How do our spending habits change in retirement?
Tue Aug. 20th 2019
It will come as little to surprise that retirement is one the biggest lifestyle changes you'll ever experience. But what you may not be aware of is how your spending habits may alter too.
Former Australian Prime Minister Hon. Paul Keating argues that there are two groups in retirement - those aged 60-80, and those aged 80-100. ''The 60-80 year old group is all about retirement living and lifestyle, whereas the 80-100 group (which is technically, the period of life beyond the previous life expectancy) is more about maintenance and disability and less about lifestyle.''
Research by actuarial firm Milliman shows just how people spend their money in later life, the findings of which tend to back up Keating's argument.

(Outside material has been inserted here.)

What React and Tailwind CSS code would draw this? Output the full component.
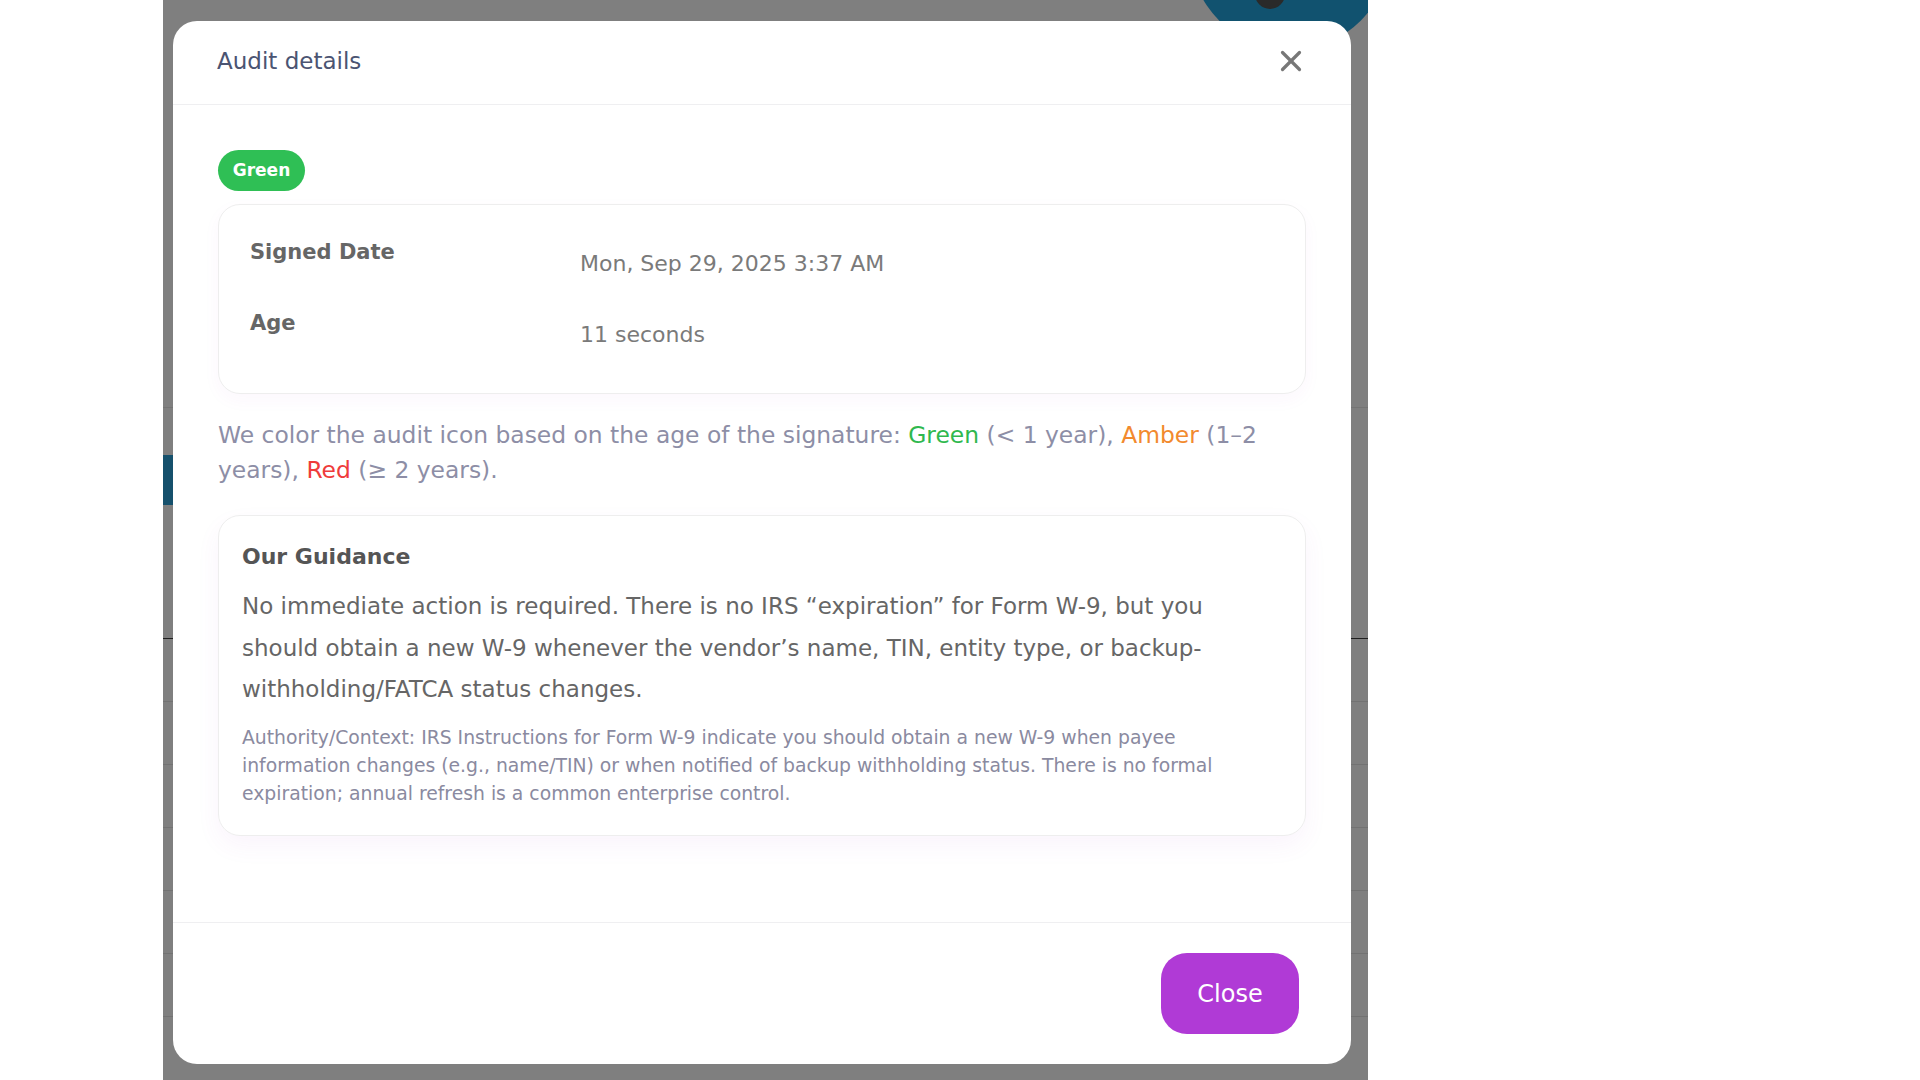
import React from 'react';
import { X } from 'lucide-react';

const font = { fontFamily: '"DejaVu Sans", "Noto Sans", sans-serif' };

function InfoRow({ label, value }) {
  return (
    <>
      <div className="text-[21px] font-bold leading-[30px] text-[#666666]">{label}</div>
      <div className="mt-[12px] text-[22px] leading-[30px] text-[#7a7a7a]">{value}</div>
    </>
  );
}

function Backdrop() {
  return (
    <div className="absolute left-[163px] top-0 flex h-full w-[1205px] flex-col overflow-hidden bg-[#7f7f7f]">
      <div className="h-[408px] shrink-0 border-b border-[#747474]" />
      <div className="h-[231px] shrink-0 border-b border-[#1f1f1f]" />
      {[0, 1, 2, 3, 4, 5].map((i) => (
        <div key={i} className="h-[63px] shrink-0 border-b border-[#727272]" />
      ))}
      <div className="absolute left-0 top-[455px] h-[50px] w-[120px] rounded-r bg-[#15506c]" />
      <div className="absolute left-[1027px] top-[-150px] h-[200px] w-[200px] rounded-full bg-[#11526f]" />
      <div className="absolute left-[1092px] top-[-21px] h-[30px] w-[30px] rounded-full bg-[#2a2a2a]" />
    </div>
  );
}

export default function App() {
  return (
    <div className="relative h-[1080px] w-[1920px] overflow-hidden bg-white" style={font}>
      <Backdrop />

      <div className="absolute left-[173px] top-[21px] flex h-[1043px] w-[1178px] flex-col rounded-[24px] bg-white">
        <div className="flex h-[84px] shrink-0 items-center justify-between border-b border-[#efeff1] pb-[3px] pl-[44px] pr-[43px]">
          <h2 className="text-[23px] font-normal text-[#4b5472]">Audit details</h2>
          <button className="text-[#777777]" aria-label="Close">
            <X className="h-[34px] w-[34px]" strokeWidth={2.3} />
          </button>
        </div>

        <div className="flex-1 px-[45px] pt-[45px]">
          <span className="inline-flex h-[41px] w-[87px] items-center justify-center rounded-full bg-[#2fbf55] text-[17px] font-bold text-white">
            Green
          </span>

          <div className="mt-[13px] grid grid-cols-[330px_1fr] gap-y-[29px] rounded-[22px] border border-[#eeeeee] px-[31px] pb-[43px] pt-[32px] shadow-[0_6px_18px_rgba(170,60,210,0.04)]">
            <InfoRow label="Signed Date" value="Mon, Sep 29, 2025 3:37 AM" />
            <InfoRow label="Age" value="11 seconds" />
          </div>

          <p className="mt-[24px] text-[23.4px] leading-[35px] text-[#8d8ea6]">
            We color the audit icon based on the age of the signature:{' '}
            <span className="text-[#2fb84e]">Green</span> (&lt; 1 year),{' '}
            <span className="text-[#f28a2e]">Amber</span> (1–2 years),{' '}
            <span className="text-[#ef3b3b]">Red</span> (≥ 2 years).
          </p>

          <div className="mt-[27px] rounded-[22px] border border-[#eeeeee] px-[23px] pb-[27px] pt-[26px] shadow-[0_10px_24px_rgba(170,60,210,0.06)]">
            <h3 className="text-[22px] font-bold leading-[30px] text-[#555555]">Our Guidance</h3>
            <p className="mt-[14px] pr-[40px] text-[23px] leading-[41.5px] text-[#666666]">
              No immediate action is required. There is no IRS “expiration” for Form W-9, but you should obtain a new W-9 whenever the vendor’s name, TIN, entity type, or backup-withholding/FATCA status changes.
            </p>
            <p className="mt-[13px] pr-[40px] text-[18.8px] leading-[28px] text-[#8a8aa0]">
              Authority/Context: IRS Instructions for Form W-9 indicate you should obtain a new W-9 when payee information changes (e.g., name/TIN) or when notified of backup withholding status. There is no formal expiration; annual refresh is a common enterprise control.
            </p>
          </div>
        </div>

        <div className="flex h-[142px] shrink-0 items-center justify-end border-t border-[#efeff1] pr-[52px]">
          <button className="h-[81px] w-[138px] rounded-[26px] bg-[#b03ad6] text-[24px] text-white">Close</button>
        </div>
      </div>
    </div>
  );
}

The clear indicators here are that more money is being spent on travel in the earlier years, whilst significantly more is spent on health in the later years. Of course it could be argued that younger age permits more active adventure, whereas in later life issues such as mobility can restrict this. Whilst this may be the case, there is, however, scope to argue that travel is simply not possible the older you get due to a decline in assets and a shift in priorities of where money needs to be better spent - on healthcare for example. Whilst Household Goods & Services, and Housing in general also show a decline, economic and social factors in New Zealand can paint a different picture. Our homes are often regarded as our biggest asset during our working life, contributing to our retirement nest egg with the intention of selling and downsizing as we hit retirement. The reality for many New Zealanders however is very different, as this concept generally only works if you move from a high to low socio-economic area. Also, a rapidly rising elderly population increases the demand for smaller 1/2 bedroom units, therefore pushing up the cots of buying or renting such a property, and making the benefits of trading down minimal.
'The Milliman Retirement Expectations and Spending Profiles (ESP) shows that the median retired couple's expenditure falls by more than one-third (36.7 %) as they move from early retirement (age 65 to 69) and into older age (85 years and beyond).' The same level of decline was found in poor, middle-income, and high-income retirees, suggesting age is as much of an indicator to retiree's behaviour than their income.
The research is conclusive that overall expenditure declines as we age, and this data and trends could be beneficial when considering retirement planning. Whilst there is 'no one size fits all' solution to spending in retirement, understanding the long-term consequences of a lack of forward planning is key - it is as important to budget during retirement than it is in the preceding years.